Six years after his account of Thomas Hardy’s Jude the Obscure, director Michael Winterbottom has returned to the 19th-century master of tragic gloom with an elegant and, in some ways, inspired transposition of The Mayor of Casterbridge to the wilds of 1860s California in The Claim. It is set at the height of the Gold Rush, where fortunes are to be made and lost and it’s every man for himself.
Twenty years previously Daniel Dillon, played with haggard severity by Peter Mullan, had sold his wife and baby daughter in return for a small claim. He has now built that up into his own personal boom-town suzerainty, but his latent feelings of grief, guilt and horror are reawakened at the arrival of his now grown-up daughter, Hope, played by Sarah Polley, and Nastassja Kinski, who — sic transit gloria mundi — plays the mother, with very little to do or say other than moan and cough up blood.
Winterbottom and his cinemato-grapher Alwin Kuchler (director of photography on Winterbottom’s Ratcatcher) demonstrate an intelligent and deeply felt response to the snow-blanketed landscape and its cold, clean light. They conjure startling images from this canvas. Added to this are performances of fierce integrity from Mullan and of gentleness and grace from Polley.

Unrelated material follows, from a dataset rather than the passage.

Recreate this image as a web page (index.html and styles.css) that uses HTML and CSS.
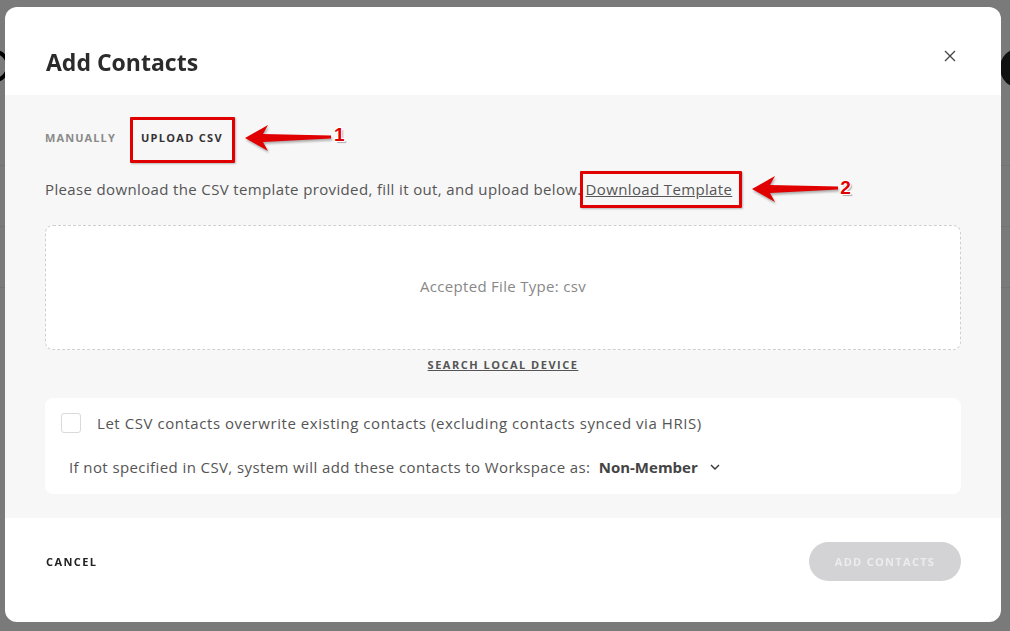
FILE: index.html
```html
<!DOCTYPE html>
<html lang="en">
<head>
<meta charset="utf-8">
<title>Add Contacts</title>
<link rel="stylesheet" href="styles.css">
</head>
<body>
<div class="page">
  <div class="page-head">
    <span class="page-logo"></span>
    <span class="page-btn"></span>
  </div>
  <div class="page-rows">
    <div class="page-row"></div>
    <div class="page-row"></div>
    <div class="page-row"></div>
  </div>
</div>
<div class="overlay"></div>
<div class="modal">
  <header class="modal-head">
    <h2 class="modal-title">Add Contacts</h2>
    <button class="close" aria-label="Close">
      <svg width="12" height="12" viewBox="0 0 12 12"><path d="M1 1L11 11M11 1L1 11" stroke="#444" stroke-width="1.3" fill="none"/></svg>
    </button>
  </header>
  <main class="modal-body">
    <nav class="tabs">
      <span class="tab">MANUALLY</span>
      <span class="tab tab-active">UPLOAD CSV
        <span class="mark mark-1"></span>
        <svg class="arrow arrow-1" width="90" height="30" viewBox="0 0 90 30"><polygon points="2,15 25,2 20,11 88,12.5 88,15.5 20,19 25,28" fill="#e00000"/></svg>
        <span class="num num-1">1</span>
      </span>
    </nav>
    <p class="desc">Please download the CSV template provided, fill it out, and upload below.<a class="dl" href="#">Download Template</a><span class="dl-anno"><span class="mark mark-2"></span><svg class="arrow arrow-2" width="90" height="30" viewBox="0 0 90 30"><polygon points="2,15 25,2 20,11 88,12.5 88,15.5 20,19 25,28" fill="#e00000"/></svg><span class="num num-2">2</span></span></p>
    <div class="dropzone">Accepted File Type: csv</div>
    <div class="search"><a href="#" class="search-link">SEARCH LOCAL DEVICE</a></div>
    <section class="card">
      <label class="check-row"><span class="checkbox"></span><span>Let CSV contacts overwrite existing contacts (excluding contacts synced via HRIS)</span></label>
      <div class="role-row">If not specified in CSV, system will add these contacts to Workspace as: <strong class="role">Non-Member</strong>
        <svg class="chev" width="10" height="6" viewBox="0 0 10 6"><path d="M1 1L5 5L9 1" stroke="#333" stroke-width="1.4" fill="none"/></svg>
      </div>
    </section>
  </main>
  <footer class="modal-foot">
    <a href="#" class="cancel">CANCEL</a>
    <button class="add">ADD CONTACTS</button>
  </footer>
</div>
</body>
</html>
```
FILE: styles.css
```css
html, body {
  margin: 0;
  padding: 0;
  height: 100%;
  overflow: hidden;
}
body {
  background: #fff;
  font-family: "Open Sans", "Liberation Sans", sans-serif;
  color: #555;
}
.page {
  height: 100%;
}
.page-head {
  display: flex;
  justify-content: space-between;
  align-items: flex-start;
  height: 120px;
}
.page-logo {
  width: 22px;
  height: 24px;
  border: 4px solid #000;
  border-radius: 50%;
  margin: 50px 0 0 -20px;
}
.page-btn {
  width: 60px;
  height: 40px;
  border-radius: 20px;
  background: #222;
  margin: 48px -50px 0 0;
}
.page-rows {
  display: flex;
  flex-direction: column;
  gap: 60px;
  padding-top: 45px;
}
.page-row {
  height: 1px;
  background: #eee;
}
.overlay {
  position: fixed;
  inset: 0;
  background: rgba(0, 0, 0, 0.52);
}
.modal {
  position: fixed;
  top: 7px;
  left: 5px;
  width: 996px;
  height: 615px;
  background: #fff;
  border-radius: 12px;
  overflow: hidden;
  display: flex;
  flex-direction: column;
}
.modal-head {
  height: 88px;
  flex: none;
  display: flex;
  align-items: flex-start;
  justify-content: space-between;
  padding: 0 45px 0 41px;
  box-sizing: border-box;
}
.modal-title {
  margin: 40px 0 0;
  font-size: 23px;
  line-height: 30px;
  font-weight: 700;
  color: #2b2b2b;
}
.close {
  border: 0;
  background: none;
  padding: 0;
  width: 12px;
  height: 12px;
  margin-top: 43px;
  display: flex;
}
.modal-body {
  flex: 1;
  background: #f7f7f7;
  padding: 0 40px;
  display: flex;
  flex-direction: column;
}
.tabs {
  display: flex;
  gap: 25px;
  margin-top: 34px;
  height: 18px;
  align-items: center;
}
.tab {
  font-size: 11px;
  font-weight: 700;
  letter-spacing: 1.1px;
  color: #8a8a8a;
  line-height: 18px;
}
.tab-active {
  color: #333;
  position: relative;
  letter-spacing: 1.3px;
}
.mark {
  position: absolute;
  border: 3px solid #e00000;
  box-sizing: border-box;
  border-radius: 1px;
  box-shadow: 1px 1px 2px rgba(0,0,0,0.25);
}
.mark-1 {
  left: -11px;
  top: -12px;
  width: 105px;
  height: 46px;
}
.arrow {
  position: absolute;
  filter: drop-shadow(1px 2px 1px rgba(0,0,0,0.3));
}
.arrow-1 {
  left: 102px;
  top: -6px;
}
.num {
  position: absolute;
  font-family: "Liberation Sans", sans-serif;
  font-weight: 700;
  font-size: 19px;
  color: #e00000;
  line-height: 20px;
  text-shadow: 1px 1px 0 #fff, -1px -1px 0 #fff, 1px -1px 0 #fff, -1px 1px 0 #fff, 2px 2px 1px rgba(0,0,0,0.3);
  letter-spacing: 0;
}
.num-1 {
  left: 193px;
  top: -4px;
}
.desc {
  margin: 32px 0 0;
  font-size: 15px;
  line-height: 20px;
  letter-spacing: 0.36px;
  color: #555;
  position: relative;
  white-space: nowrap;
}
.dl {
  color: #555;
  text-decoration: underline;
  margin-left: 4px;
}
.dl-anno {
  position: relative;
  display: inline-block;
  width: 0;
  height: 20px;
  vertical-align: top;
}
.mark-2 {
  left: -152px;
  top: -8px;
  width: 162px;
  height: 37px;
}
.arrow-2 {
  left: 18px;
  top: -5px;
}
.num-2 {
  left: 108px;
  top: -1px;
}
.dropzone {
  margin-top: 26px;
  height: 125px;
  background: #fff;
  border: 1px dashed #cfcfcf;
  border-radius: 8px;
  box-sizing: border-box;
  display: flex;
  align-items: center;
  justify-content: center;
  font-size: 15px;
  letter-spacing: 0.3px;
  color: #888;
  padding-bottom: 4px;
}
.search {
  display: flex;
  justify-content: center;
  margin-top: 7px;
  line-height: 16px;
}
.search-link {
  font-size: 11px;
  font-weight: 700;
  letter-spacing: 1.5px;
  color: #555;
  text-decoration: underline;
}
.card {
  margin-top: 25px;
  background: #fff;
  border-radius: 8px;
  padding: 15px 16px 0;
  height: 96px;
  box-sizing: border-box;
  font-size: 15px;
  letter-spacing: 0.55px;
  color: #555;
}
.check-row {
  display: flex;
  align-items: center;
  gap: 16px;
  line-height: 20px;
}
.checkbox {
  width: 20px;
  height: 20px;
  border: 1px solid #dadada;
  border-radius: 3px;
  box-sizing: border-box;
  flex: none;
}
.role-row {
  margin-top: 23px;
  padding-left: 8px;
  line-height: 22px;
  display: flex;
  align-items: center;
  white-space: pre;
  letter-spacing: 0.4px;
}
.role {
  color: #444;
  font-weight: 700;
  margin-left: 4px;
  letter-spacing: 0;
}
.chev {
  margin-left: 12px;
}
.modal-foot {
  height: 104px;
  flex: none;
  display: flex;
  align-items: center;
  justify-content: space-between;
  padding: 0 40px 17px 41px;
  box-sizing: border-box;
}
.cancel {
  font-size: 11px;
  font-weight: 700;
  letter-spacing: 1.4px;
  color: #222;
  text-decoration: none;
}
.add {
  width: 152px;
  height: 39px;
  border: 0;
  border-radius: 20px;
  background: #d3d3d5;
  color: #ececec;
  font-family: "Open Sans", "Liberation Sans", sans-serif;
  font-size: 11px;
  font-weight: 700;
  letter-spacing: 1.3px;
  padding: 0;
}
```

But the supporting roles are more uncertain: Wes Bentley is Dalglish, the railroad surveyor, one moment coolly refusing Dillon’s offer of gambling chips to show his incorruptibility, the next cheerfully accepting preferential, two-gals-at-once treatment at the brothel. He’s the nice guy who seems sweet on Hope, but he’s capable of shooting a man in cold blood. Is his character complex — or is the writing muddled? And there’s a bit of a leap of faith necessary to believe Milla Jovovich as the cheroot-smoking brothel owner from Portugal.
This is a film of bracing high seriousness and amplitude, with a literate sense of history and place. But there is something lugubrious and unvarying about Winterbottom’s pacing, which obscures the urgency of the story-telling itself. It’s a film with very big territorial ambitions — but it doesn’t quite stake its claim.